L'IASB s'occupe du sujet, qui est difficile. Faut-il essayer de développer de normes simplifiées pour les PME ? Faut-il des normes spécifiques ? C'est l'objet d'un débat qui n'est pas tranché à l'heure actuelle. Il existe un référentiel IFRS PME. Il avait été conçu à l'origine plutôt pour des pays émergents. Il est en train d'évoluer vers les pays développés et d'être d'ailleurs adopté par certains d'entre eux. La Grande-Bretagne a failli récemment directement passer aux normes IFRS. L'Italie l'a fait avec beaucoup de difficultés.

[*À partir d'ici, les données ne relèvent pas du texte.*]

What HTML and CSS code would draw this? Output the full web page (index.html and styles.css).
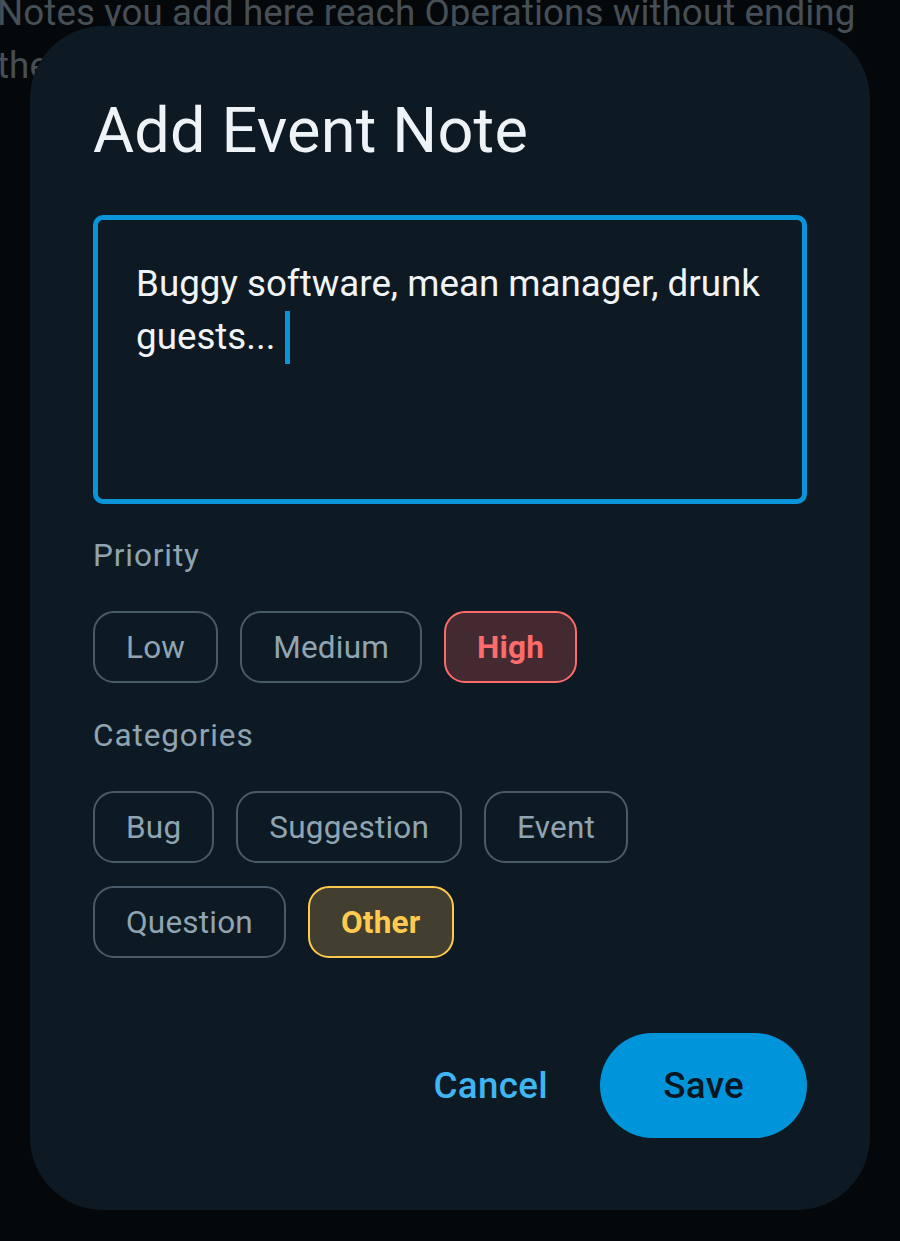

C'est un sujet compliqué, qui n'est pas binaire. Je ne pense pas que conceptuellement il faille avoir des différences fondamentales entre les entreprises susceptibles de se financer sur le marché - et nous savons qu'avec les règles prudentielles, le marché jouera sans doute un rôle plus important dans le futur en Europe que cela n'a été le cas dans le passé.

Votre question sur l'enchevêtrement de normes prudentielles et comptables est au coeur de notre « dispute ». Il y a pour moi une différence de nature entre la norme prudentielle et la norme comptable, qui a vocation à décrire le mieux possible les opérations, les actifs et les passifs et qui n'a pas à se préoccuper de politique, de stratégie, qu'elle soit de court terme ou de long terme, cela, c'est le problème des choix et des décisions, qui appartient aux acteurs du marchés, aux chefs d'entreprises et aux pouvoirs publics, à travers leurs fonction de régulation. Très souvent, on fait porter au normalisateur comptable la responsabilité de décisions qui sont prises au niveau de la régulation prudentielle. La problématique de l'articulation entre normes comptables et prudentielles est extrêmement difficile. S'agissant de l'assurance-vie, qui pose un problème non réglé sur le plan comptable à l'heure actuelle - il y a des débats très compliqués au niveau des IFRS et des autres normalisateurs - la problématique prudentielle n'est pas en cause. En revanche, les orientations qui sont prises par le comité de Bâle pour les banques ou par les associations d'assureurs pour le secteur de l'assurance, ont des conséquences managériales et macroéconomiques tout à fait considérables. Il faut vraiment faire la distinction entre, d'une part, la recherche difficile menée par le normalisateur comptable d'une représentation aussi complète que possible de la réalité et des performances financières de l'entreprise à destination des acteurs du marché et, d'autre part, les règles prudentielles, les comportement des autorités publiques et des managers.

Le débat du court terme et du long terme est un débat extraordinairement difficile à traiter par la voie comptable. C'est comme si on disait d'un navigateur qui fait actuellement la course du Figaro, qu'il doit se préoccuper uniquement d'arriver à la fin de la course sans se préoccuper de ce qui se passe aujourd'hui, à la minute près, dans sa manière de naviguer.

Il navigue avec des appareils de mesure qui lui donnent instantanément le court terme. A partir de cela, il lui appartient de prendre des décisions qui vont affecter le long terme. Le comptable est d'une certaine manière dans cette contradiction là. On le voit aujourd'hui avec la problématique de Bâle et de la directive Solvabilité.